Your mission statement says that the programming is unbiased in regard to genre, culture, class and tradition. You have presented over 350 performances in 3 years. Has there been any conflict or healthy discussion about your programming options?
There has been amazing diversity from legendary American and European jazz musicians, to an opera with dance, to experimental film screenings. We have presented alsmot 400 performances, workshops, screenings, and installations. Our Artistic Curation Committee (ACC) programs 40-60 concerts a year in accordance with our Silence vision. Many of our past presentations have been new music and jazz. We had a discussion, and in order to ensure balance, we have a new way of working that will bring in different genres that weren’t represented before, such as world music, classical music, and singer-songwriters. This season we have also presented the SHIFT series that was carefully curated by the ACC ; through the sponsorship of the Ontario Arts Council we brought in several nationally and internationally acclaimed artists including Maryem Tollar, Rich Brown, and Ken Aldcroft’s Convergence Ensemble. Our Administrative Director carefully tracks the types of artists we program in our Silence Presents series to make sure we achieve this new balance. Diversity is very important to Silence, and we work hard to make sure our programming achieves that goal. Programming is a work-in-progress, and so we re-assess frequently.
In addition to our Silence Presents series, locals and touring artists book the space, and often these are similarly innovative, challenging, and exciting shows. The space lends itself well to an atmosphere of community, support, and careful listening that many types of music thrive in. We see ourselves as part of the broader Guelph community, which includes local artists, our residential neighbours, and nearby businesses. A healthy discussion about how to best serve our community and the Silence mission is ongoing and crucial: we continue to be astounded at how resourceful and creative the scene is here in Guelph … and how important the space has become to various communities as we've kept the music happening.
How has the community best used your space?
What’s great about Silence is there is no one single “best” way: we have our diverse Silence Presents artists and our walls are currently exhibiting the beautiful work of First Nations artist Donald Chrétien, whose colourful woodland-style expression is inspired by distinct features of Ojibwe clans.
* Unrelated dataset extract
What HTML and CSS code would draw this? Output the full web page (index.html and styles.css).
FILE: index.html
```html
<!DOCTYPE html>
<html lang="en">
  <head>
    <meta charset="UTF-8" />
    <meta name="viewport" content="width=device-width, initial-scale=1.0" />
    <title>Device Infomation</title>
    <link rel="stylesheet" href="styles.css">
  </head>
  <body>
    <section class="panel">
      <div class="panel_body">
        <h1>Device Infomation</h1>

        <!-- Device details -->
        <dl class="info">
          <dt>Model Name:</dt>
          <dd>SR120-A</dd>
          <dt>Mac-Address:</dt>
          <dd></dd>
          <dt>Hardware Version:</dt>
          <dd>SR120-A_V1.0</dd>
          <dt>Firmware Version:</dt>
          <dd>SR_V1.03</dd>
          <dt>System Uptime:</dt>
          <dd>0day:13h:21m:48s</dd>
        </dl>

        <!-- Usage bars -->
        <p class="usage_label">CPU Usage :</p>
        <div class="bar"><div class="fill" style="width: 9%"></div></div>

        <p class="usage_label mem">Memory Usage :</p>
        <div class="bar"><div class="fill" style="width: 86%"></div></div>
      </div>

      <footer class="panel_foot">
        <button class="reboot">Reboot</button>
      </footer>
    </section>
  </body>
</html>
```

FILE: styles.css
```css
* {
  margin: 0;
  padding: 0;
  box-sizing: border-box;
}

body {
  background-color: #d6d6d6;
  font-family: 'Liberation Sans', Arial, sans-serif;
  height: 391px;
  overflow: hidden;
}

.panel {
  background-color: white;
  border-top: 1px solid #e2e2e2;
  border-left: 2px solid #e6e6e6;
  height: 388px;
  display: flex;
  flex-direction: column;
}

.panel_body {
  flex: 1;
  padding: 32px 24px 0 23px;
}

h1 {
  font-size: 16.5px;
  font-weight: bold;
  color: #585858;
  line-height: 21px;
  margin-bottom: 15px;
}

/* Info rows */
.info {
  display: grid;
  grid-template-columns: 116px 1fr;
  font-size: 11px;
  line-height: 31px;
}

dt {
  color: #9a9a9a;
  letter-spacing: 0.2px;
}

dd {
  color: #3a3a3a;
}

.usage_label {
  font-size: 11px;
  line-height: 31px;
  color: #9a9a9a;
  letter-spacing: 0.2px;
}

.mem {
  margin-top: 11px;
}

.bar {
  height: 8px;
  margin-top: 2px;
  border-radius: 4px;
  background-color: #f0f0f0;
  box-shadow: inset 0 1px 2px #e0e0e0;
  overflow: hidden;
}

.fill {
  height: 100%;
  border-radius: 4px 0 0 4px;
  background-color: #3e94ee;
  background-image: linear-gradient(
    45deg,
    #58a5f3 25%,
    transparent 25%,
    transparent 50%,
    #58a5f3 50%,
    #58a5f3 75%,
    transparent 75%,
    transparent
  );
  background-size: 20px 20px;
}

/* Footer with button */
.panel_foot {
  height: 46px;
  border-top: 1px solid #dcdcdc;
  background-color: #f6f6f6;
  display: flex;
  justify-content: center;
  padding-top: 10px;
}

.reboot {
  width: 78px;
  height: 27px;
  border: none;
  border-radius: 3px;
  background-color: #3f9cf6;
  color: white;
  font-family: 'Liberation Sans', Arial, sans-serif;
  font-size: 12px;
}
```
We want our space to serve the community’s needs, whatever they may be. We are particularly proud to offer an accessible space with a flat entrance way and wide doors. And our Silence Presents series continues to offer a “pay what you can” fee at the door: whoever you are, Silence is a place you can come to listen, improvise, and feel connected.
We are so happy that our space has been booked for such wide-ranging events, including Guelph Roots shows, Guelph Jazz Festival events, Kazoo! Fest, student poetry readings and slams, community activist meetings by OPIRG, CRFU radio shows, fundraising events for local schools and arts organizations. In addition, there have been modern dance concerts, end-of-term recitals of youth and amateur bands, and presentations through the International Institute for Critical Studies in Improvisation and Musagetes.
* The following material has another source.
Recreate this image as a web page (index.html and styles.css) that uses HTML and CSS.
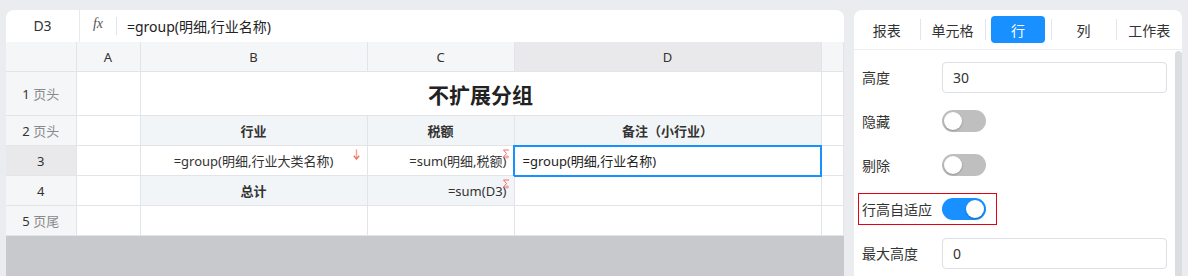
FILE: index.html
```html
<!DOCTYPE html>
<html lang="zh-CN">
<head>
  <meta charset="UTF-8">
  <title>不扩展分组</title>
  <link rel="stylesheet" href="styles.css">
</head>
<body>

  <!-- 左侧表格 -->
  <div class="sheet-panel">
    <div class="formula-bar">
      <div class="name-box">D3</div>
      <div class="fx"><span>fx</span></div>
      <div class="formula">=group(明细,行业名称)</div>
    </div>

    <table class="grid">
      <colgroup>
        <col class="c-rh"><col class="c-a"><col class="c-b"><col class="c-c"><col class="c-d"><col>
      </colgroup>
      <tr class="col-head">
        <th></th><th>A</th><th>B</th><th>C</th><th class="on">D</th><th></th>
      </tr>
      <tr class="r-title">
        <th class="rh">1 <span>页头</span></th>
        <td></td>
        <td colspan="3" class="title">不扩展分组</td>
        <td></td>
      </tr>
      <tr>
        <th class="rh">2 <span>页头</span></th>
        <td></td>
        <td class="head">行业</td>
        <td class="head">税额</td>
        <td class="head">备注（小行业）</td>
        <td></td>
      </tr>
      <tr>
        <th class="rh on">3</th>
        <td></td>
        <td class="center">=group(明细,行业大类名称)
          <svg class="mark-down" width="7" height="11" viewBox="0 0 7 11">
            <path d="M3.5 0.5 V9" stroke="#f9a08a" stroke-width="1.4"/>
            <path d="M0.8 6.8 L3.5 10 L6.2 6.8" fill="none" stroke="#f56c6c" stroke-width="1.4"/>
          </svg>
        </td>
        <td class="right">=sum(明细,税额)
          <svg class="mark-sum" width="8" height="10" viewBox="0 0 8 10">
            <path d="M7 1 H1.5 L4.5 4.5 L1.5 8 H7" fill="none" stroke="#f56c6c" stroke-width="1"/>
            <path d="M5 6 V10" stroke="#f9a08a" stroke-width="1"/>
          </svg>
        </td>
        <td class="selected">=group(明细,行业名称)</td>
        <td></td>
      </tr>
      <tr>
        <th class="rh">4</th>
        <td></td>
        <td class="head">总计</td>
        <td class="shaded right">=sum(D3)
          <svg class="mark-sum" width="8" height="10" viewBox="0 0 8 10">
            <path d="M7 1 H1.5 L4.5 4.5 L1.5 8 H7" fill="none" stroke="#f56c6c" stroke-width="1"/>
            <path d="M5 6 V10" stroke="#f9a08a" stroke-width="1"/>
          </svg>
        </td>
        <td></td>
        <td></td>
      </tr>
      <tr>
        <th class="rh">5 <span>页尾</span></th>
        <td></td><td></td><td></td><td></td><td></td>
      </tr>
    </table>

    <div class="sheet-rest"></div>
  </div>

  <!-- 右侧属性面板 -->
  <div class="side-panel">
    <div class="tabs">
      <div class="tab"><span>报表</span></div>
      <div class="tab"><span>单元格</span></div>
      <div class="tab active"><span>行</span></div>
      <div class="tab"><span>列</span></div>
      <div class="tab"><span>工作表</span></div>
    </div>

    <div class="panel-body">
      <div class="form">
        <div class="field">
          <label>高度</label>
          <div class="input">30</div>
        </div>
        <div class="field">
          <label>隐藏</label>
          <div class="switch"></div>
        </div>
        <div class="field">
          <label>剔除</label>
          <div class="switch"></div>
        </div>
        <div class="field">
          <div class="marked">
            <label>行高自适应</label>
            <div class="switch checked"></div>
          </div>
        </div>
        <div class="field">
          <label>最大高度</label>
          <div class="input">0</div>
        </div>
      </div>
      <div class="scrollbar"></div>
    </div>
  </div>

</body>
</html>
```

FILE: styles.css
```css
body {
  margin: 0;
  height: 276px;
  overflow: hidden;
  background: #ebecf0;
  font-family: "Noto Sans", "Noto Sans CJK SC", sans-serif;
  color: #333;
  display: flex;
  gap: 10px;
  padding: 10px 6px 0 6px;
  box-sizing: border-box;
}

/* 左侧表格 */
.sheet-panel {
  width: 838px;
  background: #fff;
  border-radius: 8px 8px 0 0;
  overflow: hidden;
  display: flex;
  flex-direction: column;
}

.formula-bar {
  height: 32px;
  display: flex;
  align-items: center;
  font-size: 14px;
  flex-shrink: 0;
}

.name-box {
  width: 74px;
  height: 32px;
  line-height: 32px;
  text-align: center;
  border-right: 1px solid #e8e9ec;
  box-sizing: border-box;
}

.fx {
  width: 36px;
  height: 18px;
  display: flex;
  align-items: center;
  justify-content: center;
  border-right: 1px solid #e4e5e8;
  font-family: "Liberation Serif", serif;
  font-style: italic;
  font-size: 14px;
  color: #555;
}

.fx span {
  margin-top: -4px;
}

.formula {
  padding-left: 10px;
  color: #222;
}

.grid {
  width: 838px;
  table-layout: fixed;
  border-collapse: collapse;
  font-size: 13px;
  flex-shrink: 0;
}

.c-rh { width: 70px; }
.c-a { width: 64px; }
.c-b { width: 227px; }
.c-c { width: 147px; }
.c-d { width: 307px; }

.grid th,
.grid td {
  border: 1px solid #e2e4e8;
  padding: 0;
  height: 29px;
  white-space: nowrap;
  overflow: visible;
  position: relative;
}

.grid tr > :first-child {
  border-left: none;
}

.col-head th {
  height: 29px;
  background: #f5f6f8;
  font-weight: normal;
  color: #333;
  border-top: none;
}

.col-head th.on,
.grid th.rh.on {
  background: #e9e9ec;
}

.grid th.rh {
  background: #f5f6f8;
  font-weight: normal;
  color: #333;
}

.grid th.rh span {
  color: #8a8a8a;
}

.r-title th,
.r-title td {
  height: 43px;
}

.title {
  text-align: center;
  font-size: 21px;
  font-weight: bold;
  color: #222;
}

.head {
  background: #f2f5f7;
  text-align: center;
  font-weight: bold;
  color: #333;
}

.grid td.shaded {
  background: #f2f5f7;
}

.center {
  text-align: center;
}

.grid td.right {
  text-align: right;
  padding-right: 7px;
}

.grid td.selected {
  outline: 2px solid #1890ff;
  outline-offset: -1px;
  padding-left: 8px;
  color: #222;
}

.mark-down {
  position: absolute;
  top: 3px;
  right: 7px;
}

.mark-sum {
  position: absolute;
  top: 3px;
  right: 4px;
}

.sheet-rest {
  flex: 1;
  background: #c8c9cc;
}

/* 右侧属性面板 */
.side-panel {
  width: 328px;
  background: #fff;
  border-radius: 8px 8px 0 0;
  display: flex;
  flex-direction: column;
}

.tabs {
  display: flex;
  height: 40px;
  padding: 6px 0;
  box-sizing: border-box;
  border-bottom: 1px solid #ebedf0;
  font-size: 14px;
}

.tab {
  flex: 1;
  padding: 0 6px;
  position: relative;
}

.tab + .tab::before {
  content: '';
  position: absolute;
  left: 0;
  top: 3px;
  bottom: 3px;
  width: 1px;
  background: #e4e5e8;
}

.tab span {
  display: flex;
  height: 100%;
  align-items: center;
  justify-content: center;
  border-radius: 4px;
  color: #333;
}

.tab.active span {
  background: #1890ff;
  color: #fff;
}

.panel-body {
  flex: 1;
  display: flex;
}

.form {
  flex: 1;
  padding: 5px 0 0 8px;
}

.field {
  height: 44px;
  display: flex;
  align-items: center;
  font-size: 14px;
}

.field label {
  width: 80px;
  color: #333;
}

.input {
  width: 225px;
  height: 31px;
  box-sizing: border-box;
  border: 1px solid #dcdfe6;
  border-radius: 4px;
  padding-left: 10px;
  line-height: 29px;
  color: #333;
}

.switch {
  width: 44px;
  height: 22px;
  border-radius: 11px;
  background: #bfbfbf;
  position: relative;
}

.switch::after {
  content: '';
  position: absolute;
  top: 2px;
  left: 2px;
  width: 18px;
  height: 18px;
  border-radius: 50%;
  background: #fff;
  box-shadow: 0 1px 2px rgba(0, 0, 0, 0.25);
}

.switch.checked {
  background: #1890ff;
}

.switch.checked::after {
  left: 24px;
}

.marked {
  display: flex;
  align-items: center;
  height: 32px;
  box-sizing: border-box;
  border: 1px solid #e60012;
  margin-left: -4px;
  padding: 0 10px 0 3px;
}

.scrollbar {
  width: 7px;
  margin-top: 1px;
  background: #dcdde1;
  border-radius: 4px 4px 0 0;
}
```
Most of these events involved music making and enjoying/deep listening but we love to see different arts interconnecting in the space. Because the space is small and the acoustics are so precise, people experience the music up close and intimate and that has been really important for both our audiences and musicians who appreciate that intimacy.
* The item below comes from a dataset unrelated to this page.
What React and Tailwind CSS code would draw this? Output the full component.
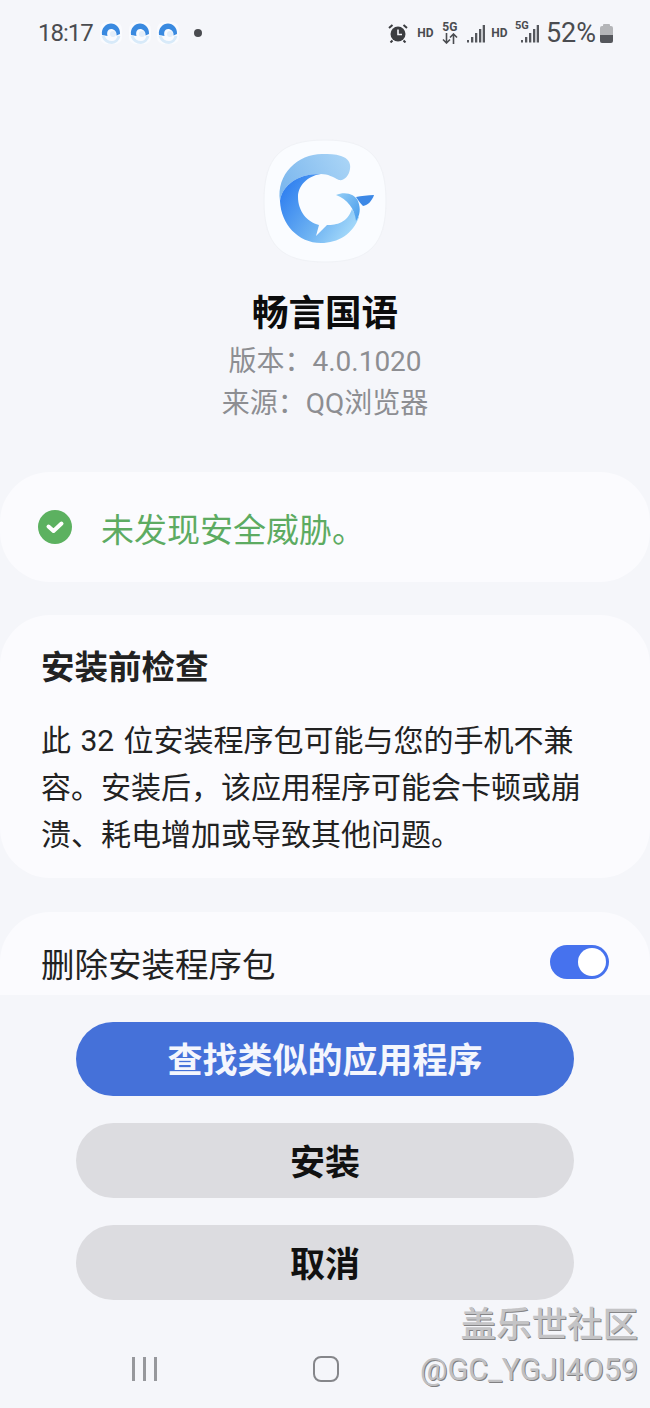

Although the movie The Sound of Music is pretty romantic (and I must admit one of my favourites), the title is fantastic. Do you have any sense of the sound of music of the future?
This is a dangerous question because music is so wonderfully adept at evading predictions, and generating new forms and surprises even if it means reimagining older technologies or inventing new instruments (both of which we've seen happen at Silence—one memorable show involved a synthesizer performance wholly run using vegetables and fruit!). We like the idea of Silence as 'a safe place for dangerous music' that pushes boundaries, allows for multiple forms of creativity to flourish beyond the constraints of big media and narrow categories. Most of the music on the planet that is made is not made for commercial reasons, and we see this as a key part of what happens at Silence. Music in the future will still be as diverse as people are as long as they have venues to experiment and reach others.
Can you give me one or two titles that you would highly recommend to our customers?
If you want to explore ideas similar to Silence’s mission, read The Improvisation Studies Reader, The Fierce Urgency
of Now or any one of the Duke UP books in the series that Daniel is general editor for.
Currently, Daniel is listening a lot to Ben Monder's Hydra and Morton Subotnick's Silver Apples of the Moon and Steve Coleman's amazing work on Functional Arrhythmias. No boundaries to the listening or reading!
Thank you so much Martha and Daniel for your enterprise and commitment. Yes, the future of music is slippery but Silence is definitely grounded!